I'm not sure why you would want to disable that plugin, I think the jboss-as (AS4) plugin depends on it, although I'm not sure. Also, I don't think disabled plugins are purged from the agents, that would need to be investigated. Anyway, it sounds suspicious. I'm not an expert on the plugin disable/delete/purge logic. I see that the code fix has been merged into master, so a fix should be in the next release, but I think you may be able to workaround this by playing with the plugins. Let us know if you succeed...
I'm just disabling old plugins for JbossAS 3,4,5,6 since we don't actually run those any more.
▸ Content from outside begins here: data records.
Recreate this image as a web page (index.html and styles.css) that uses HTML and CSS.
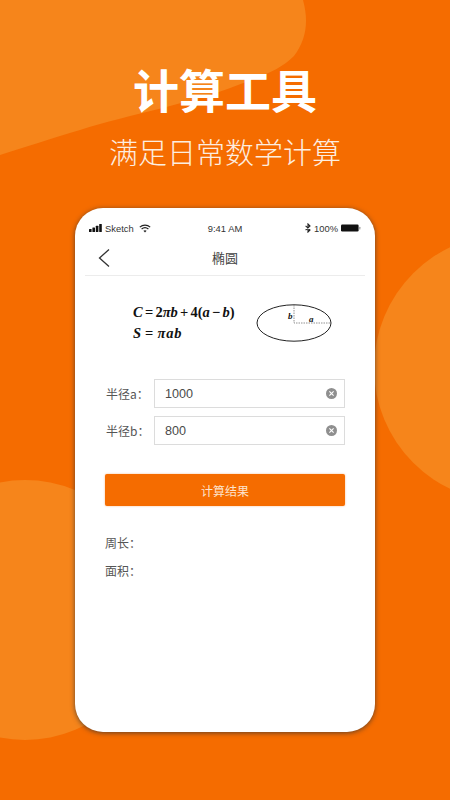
FILE: index.html
```html
<!DOCTYPE html>
<html lang="zh-CN">
<head>
<meta charset="utf-8">
<title>计算工具</title>
<link rel="stylesheet" href="styles.css">
</head>
<body>
<main class="page">
  <svg class="backdrop" width="450" height="800" viewBox="0 0 450 800" aria-hidden="true">
    <path class="blob" d="M0 0H303C309 22 306 40 294 56C280 70 262 76 238 85C190 104 130 114 80 130C50 139 25 147 0 155Z"/>
    <circle class="blob" cx="508" cy="368" r="134"/>
    <circle class="blob" cx="25" cy="610" r="130"/>
  </svg>
  <header class="hero">
    <h1 class="hero-title">计算工具</h1>
    <p class="hero-sub">满足日常数学计算</p>
  </header>
  <section class="phone">
    <div class="status">
      <div class="status-left">
        <svg width="15" height="8" viewBox="0 0 15 8" fill="#111"><rect x="0" y="5" width="2.6" height="3" rx=".5"/><rect x="3.4" y="3.5" width="2.6" height="4.5" rx=".5"/><rect x="6.8" y="1.7" width="2.6" height="6.3" rx=".5"/><rect x="10.2" y="0" width="2.6" height="8" rx=".5"/></svg>
        <span>Sketch</span>
        <svg class="wifi" width="12" height="9" viewBox="0 0 12 9" fill="none" stroke="#222" stroke-width="1.2"><path d="M.8 3.1C3.8.4 8.2.4 11.2 3.1"/><path d="M2.6 5C4.6 3.3 7.4 3.3 9.4 5"/><path d="M6 8.6 4.4 6.8C5.4 6 6.6 6 7.6 6.8Z" fill="#222" stroke="none"/></svg>
      </div>
      <span class="status-time">9:41 AM</span>
      <div class="status-right">
        <svg width="6" height="10" viewBox="0 0 6 10" fill="none" stroke="#222" stroke-width="1.1"><path d="M.6 2.8 5 6.9 3 9V1L5 3.1.6 7.2"/></svg>
        <span>100%</span>
        <svg width="20" height="8" viewBox="0 0 20 8"><rect x="0" y="0.5" width="17.6" height="7" rx="1.2" fill="#111"/><rect x="18.2" y="2.8" width="1.2" height="2.6" rx=".5" fill="#999"/></svg>
      </div>
    </div>
    <nav class="nav">
      <svg class="back" width="14" height="20" viewBox="0 0 14 20" fill="none" stroke="#333" stroke-width="1.3"><path d="M12 1.5 2.5 10 12 18.5"/></svg>
      <span class="nav-title">椭圆</span>
    </nav>
    <div class="formula">
      <div class="formula-text">
        <div class="formula-c"><i>C</i> = 2<i>πb</i> + 4(<i>a</i> − <i>b</i>)</div>
        <div class="formula-s"><i>S</i> = <i>πab</i></div>
      </div>
      <div class="diagram">
        <svg width="76" height="38" viewBox="0 0 76 38" fill="none">
          <ellipse cx="38" cy="19" rx="37" ry="18.2" stroke="#222" stroke-width="1"/>
          <path d="M38 1V19H75" stroke="#777" stroke-width=".8" stroke-dasharray="1.5 1"/>
          <text x="32" y="15" class="dia-label">b</text>
          <text x="53" y="18" class="dia-label">a</text>
        </svg>
      </div>
    </div>
    <div class="fields">
      <div class="field">
        <span class="field-label">半径a：</span>
        <div class="input"><span class="input-value">1000</span>
          <svg width="11" height="11" viewBox="0 0 11 11"><circle cx="5.5" cy="5.5" r="5.5" fill="#8f8f8f"/><path d="M3.4 3.4 7.6 7.6M7.6 3.4 3.4 7.6" stroke="#fff" stroke-width="1.1"/></svg>
        </div>
      </div>
      <div class="field">
        <span class="field-label">半径b：</span>
        <div class="input"><span class="input-value">800</span>
          <svg width="11" height="11" viewBox="0 0 11 11"><circle cx="5.5" cy="5.5" r="5.5" fill="#8f8f8f"/><path d="M3.4 3.4 7.6 7.6M7.6 3.4 3.4 7.6" stroke="#fff" stroke-width="1.1"/></svg>
        </div>
      </div>
    </div>
    <button class="calc" type="button">计算结果</button>
    <div class="results">
      <p>周长：</p>
      <p>面积：</p>
    </div>
  </section>
</main>
</body>
</html>
```
FILE: styles.css
```css
* { box-sizing: border-box; }
html, body { margin: 0; padding: 0; }
body { font-family: "Noto Sans CJK SC", "Liberation Sans", sans-serif; }
.page {
  position: relative;
  width: 450px;
  height: 800px;
  overflow: hidden;
  background: #f56c00;
}
.backdrop { position: absolute; left: 0; top: 0; }
.blob { fill: #f6851b; }
.hero {
  position: relative;
  display: flex;
  flex-direction: column;
  align-items: center;
  padding-top: 56px;
  color: #fff;
}
.hero-title {
  margin: 0;
  font-size: 46px;
  line-height: 64px;
  font-weight: 700;
}
.hero-sub {
  margin: 0;
  padding-top: 10px;
  font-size: 29px;
  line-height: 42px;
  font-weight: 300;
  color: #fdeee0;
}
.phone {
  position: relative;
  width: 300px;
  height: 524px;
  margin: 36px auto 0;
  padding: 0 10px;
  border-radius: 28px;
  background: #fff;
  box-shadow: 0 1px 5px rgba(50, 50, 50, .75);
  color: #444;
}
.status {
  display: grid;
  grid-template-columns: 1fr auto 1fr;
  align-items: center;
  height: 32px;
  padding: 8px 4px 0;
  font-family: "Liberation Sans", sans-serif;
  font-size: 9.4px;
  color: #333;
}
.status-left, .status-right { display: flex; align-items: center; }
.status-left { gap: 1px; }
.status-left .wifi { margin-left: 4px; }
.status-right { justify-content: flex-end; gap: 3px; }
.nav {
  position: relative;
  display: flex;
  align-items: center;
  justify-content: center;
  height: 36px;
  border-bottom: 1px solid #ececec;
}
.back { position: absolute; left: 12px; top: 8px; }
.nav-title { font-size: 13px; color: #444; }
.formula {
  display: flex;
  align-items: center;
  height: 66px;
  margin-top: 14px;
  padding-left: 48px;
}
.formula-text {
  width: 123px;
  font-family: "Liberation Serif", serif;
  font-weight: 700;
  font-size: 14.5px;
  line-height: 21px;
  color: #111;
  white-space: nowrap;
}
.formula-c { word-spacing: -1.4px; }
.formula-s { letter-spacing: .9px; word-spacing: -1.4px; }
.diagram { display: flex; }
.dia-label {
  font-family: "Liberation Serif", serif;
  font-style: italic;
  font-weight: 700;
  font-size: 9px;
  fill: #111;
}
.fields {
  display: flex;
  flex-direction: column;
  gap: 8px;
  margin-top: 23px;
  padding: 0 20px 0 21px;
}
.field { display: flex; align-items: center; }
.field-label {
  width: 48px;
  font-size: 12px;
  color: #555;
  white-space: nowrap;
}
.input {
  flex: 1;
  display: flex;
  align-items: center;
  justify-content: space-between;
  height: 29px;
  padding: 0 7px 0 10px;
  border: 1px solid #dcdcdc;
  font-family: "Liberation Sans", sans-serif;
  font-size: 12.6px;
  color: #4a4a4a;
}
.input-value { padding-top: 1px; }
.calc {
  display: block;
  width: 240px;
  height: 32px;
  margin: 29px 0 0 20px;
  padding: 0;
  border: 0;
  border-radius: 2px;
  background: #f56c00;
  box-shadow: 0 0 2px rgba(245, 108, 0, .5);
  font-family: inherit;
  font-size: 12px;
  color: #fde3cc;
}
.results { margin-top: 27px; padding-left: 20px; }
.results p {
  margin: 0 0 8px;
  font-size: 12px;
  line-height: 20px;
  color: #555;
}
```
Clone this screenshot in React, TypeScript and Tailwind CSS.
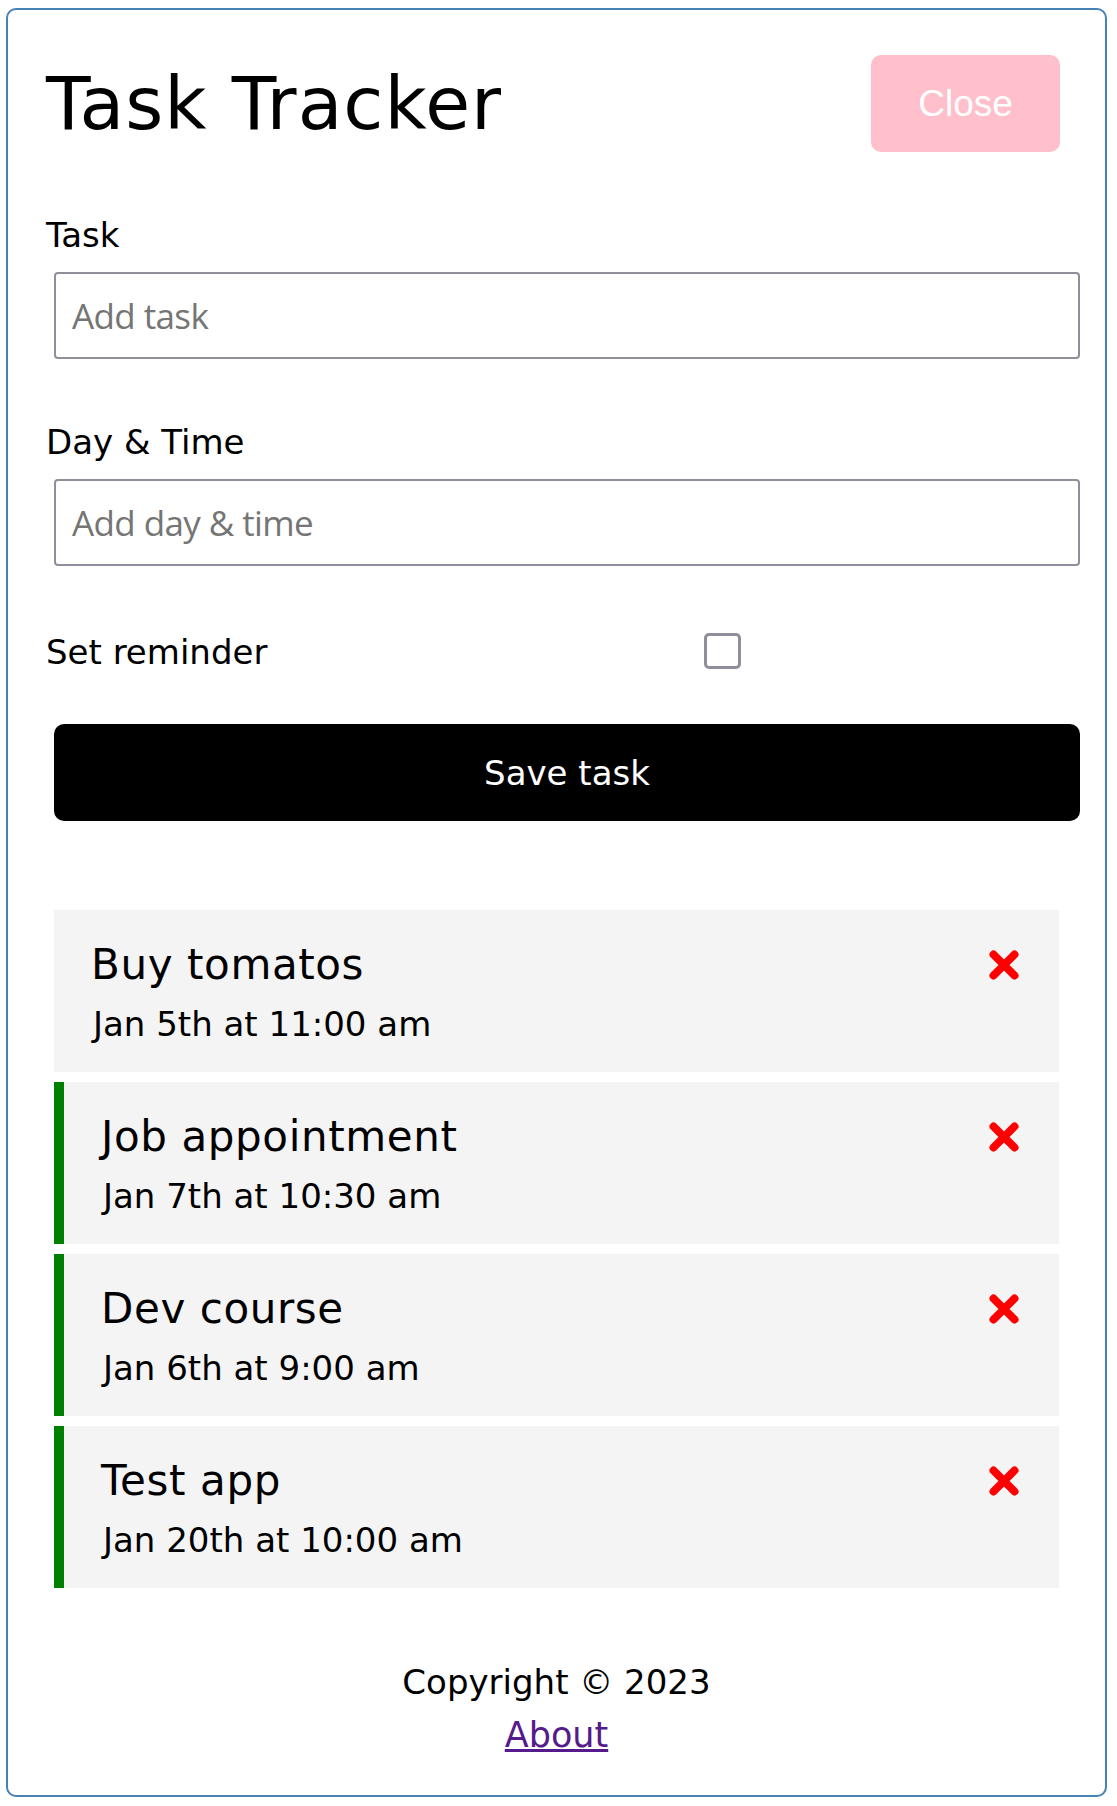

I tried enabling/disabling them, restarting agent and so on, but nothing seems to stop the exception from being logged. Maybe I should turn on debug for org.rhq.enterprise.server.discovery ?
Turns out, I thought this was only an annoyance in that it spammed the logs but I think it's related to RHQ being unable to discover deployments that have been uninventoried. The exception is thrown when running a discovery scan on the platform.
The fix as provided in the PR should solve the problem.
in master commit 9c374100de109ffa2f759a16b96da5ec20dc8a9a Author: Jay Shaughnessy <jshaughn> Date: Wed Dec 17 16:36:36 2014 -0500 [1174841] UnsupportedOperationException on mergeInventoryReport() Avoid the use of Iterator.remove() because Resources coming from the Agent may be using a customized impl for Resource.childResources (like CopyOnWriteArraySet). The solution "lazily protects" because the problem scenario is rare (restype reported by agent is not present on the server) and we don't want to do any unnecessary work (like changing the Set impl in advance).